Das internationale Sporttribunal (TAS) entschied an einer eilends einberufenen Sitzung, dass die Eiskunstläuferin vorerst im Wettbewerb bleiben dürfe. Zu viele Fragen blieben offen. Wie war das Herzkreislauf-mittel, das die Sauerstoffaufnahme im Blut, die Energieverwertung und den Kohlehydratstoffwechsel verbessert, in das Blut der kerngesunden Athletin gekommen? Weshalb hatte es so lange gedauert, bis die positiven Resultate gemeldet wurden?
Unter diesen Schatten trat Walijewa eine Woche später als grosse Favoritin zur Kür des Einzelwettbewerbs an und scheiterte grandios. Gleich mehrmals strauchelte sie und griff mit der Hand aufs Eis. Sie beendete den Wettkampf auf Platz 4 und verliess das Eis in Tränen aufgelöst. Lippenleser wollen gemäss der New York Times erkannt haben, wie ihre umstrittene Trainerin Eteri Tutberidse ihr zugeflüstert habe: «Warum hast du uns im Stich gelassen? Warum hast du nicht gekämpft? Erkläre mir, warum?»
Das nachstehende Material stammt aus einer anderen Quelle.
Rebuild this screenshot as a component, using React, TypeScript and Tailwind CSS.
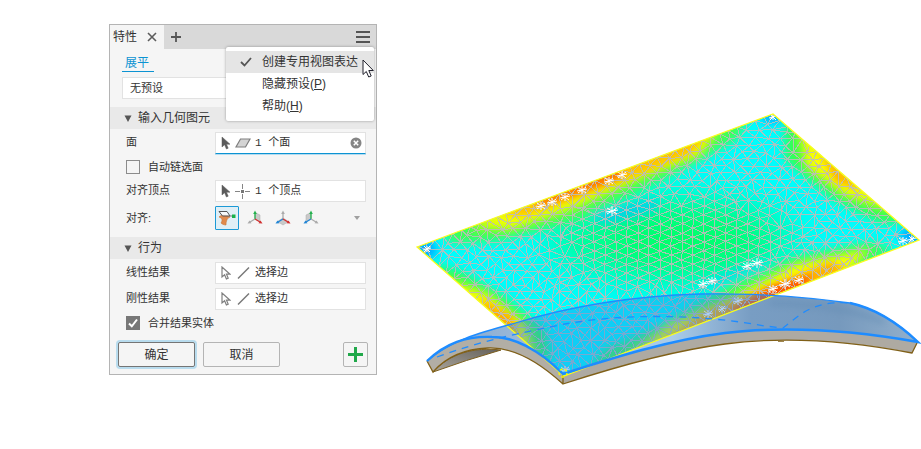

Die russische Antidoping-Agentur Rusada, die für die Sanktionierung des positiven Dopingtests von St. Petersburg verantwortlich war, verzichtete auf solche mit dem Hinweis, dass die junge Läuferin nicht für die positive Dopingkontrolle verantwortlich gemacht werden könne. Unter dem Druck der Amerikaner leitete die Welt-Anti-Doping-Agentur Wada beim Sporttribunal in Lausanne ein Verfahren ein.
Nun sperrte die Wada Walijewa am Montag rückwirkend für vier Jahre und strich sämtliche ihrer Resultate, die sie seit dem Tag des positiven Tests erreicht hatte. Die Internationale Eislauf-Union schrieb darauf die Rangliste des Team-Wettbewerbs von Peking um. Gold geht neu an die USA, Silber an Japan. Den Russinnen bleibt ohne das Resultat ihres jungen Stars immerhin noch Bronze.
Dem russischen Sport den Krieg erklärt
Die letzten Medaillen der Spiele von Peking scheinen damit knapp zwei Jahre nach dem Erlöschen der Olympischen Flamme vergeben. Doch das Hickhack um die Schuld und Unschuld von Kamila Walijewa dürfte damit nicht beendet sein. Das russische Olympische Komitee, das derzeit vom IOK wegen der Annexion ukrainischer Gebiete suspendiert ist, schrieb in einer Medienmitteilung, dem russischen Sport sei der Krieg erklärt worden. Der Kreml-Sprecher Dmitri Peskow sprach am Dienstag von einem politisch motivierten Urteil und kündigte die Fortsetzung des juristischen Kampfes an. «Die Läuferinnen werden für uns immer Olympiasieger bleiben, welche Entscheidungen, selbst ungerechte, getroffen werden.»
In zwei Jahren, gerade rechtzeitig auf die nächsten Winterspiele in Mailand, wird Kamila Walijewa wieder startberechtigt sein. Was bleibt bis dann übrig vom Zauber ihrer Kür von Peking? Ein mittlerweile zwei Jahre dauernder Kampf um Schuld und Unschuld einer jungen Athletin, die damals noch mehr Kind als Frau war. Und eine Karriere, die für immer von einem Makel überschattet bleiben wird.
Walter König, der Präsident von Antidoping Schweiz, sagt: «Ich sehe in der ganzen Angelegenheit nur Verlierer. In erster Linie ist es tragisch, wenn eine so junge Athletin zum Spielball der Weltpolitik wird. Es zeigt, dass man den Schutz der Minderjährigen nicht hoch genug gewichten kann.» Gleichzeitig sagt König aber auch, nur weil die Athletinnen und Athleten minderjährig seien, könnten sie sich nicht ausserhalb der geltenden Regeln bewegen. Das Ganze sei ein Thema, das bestimmt noch vertieft diskutiert werden müsse.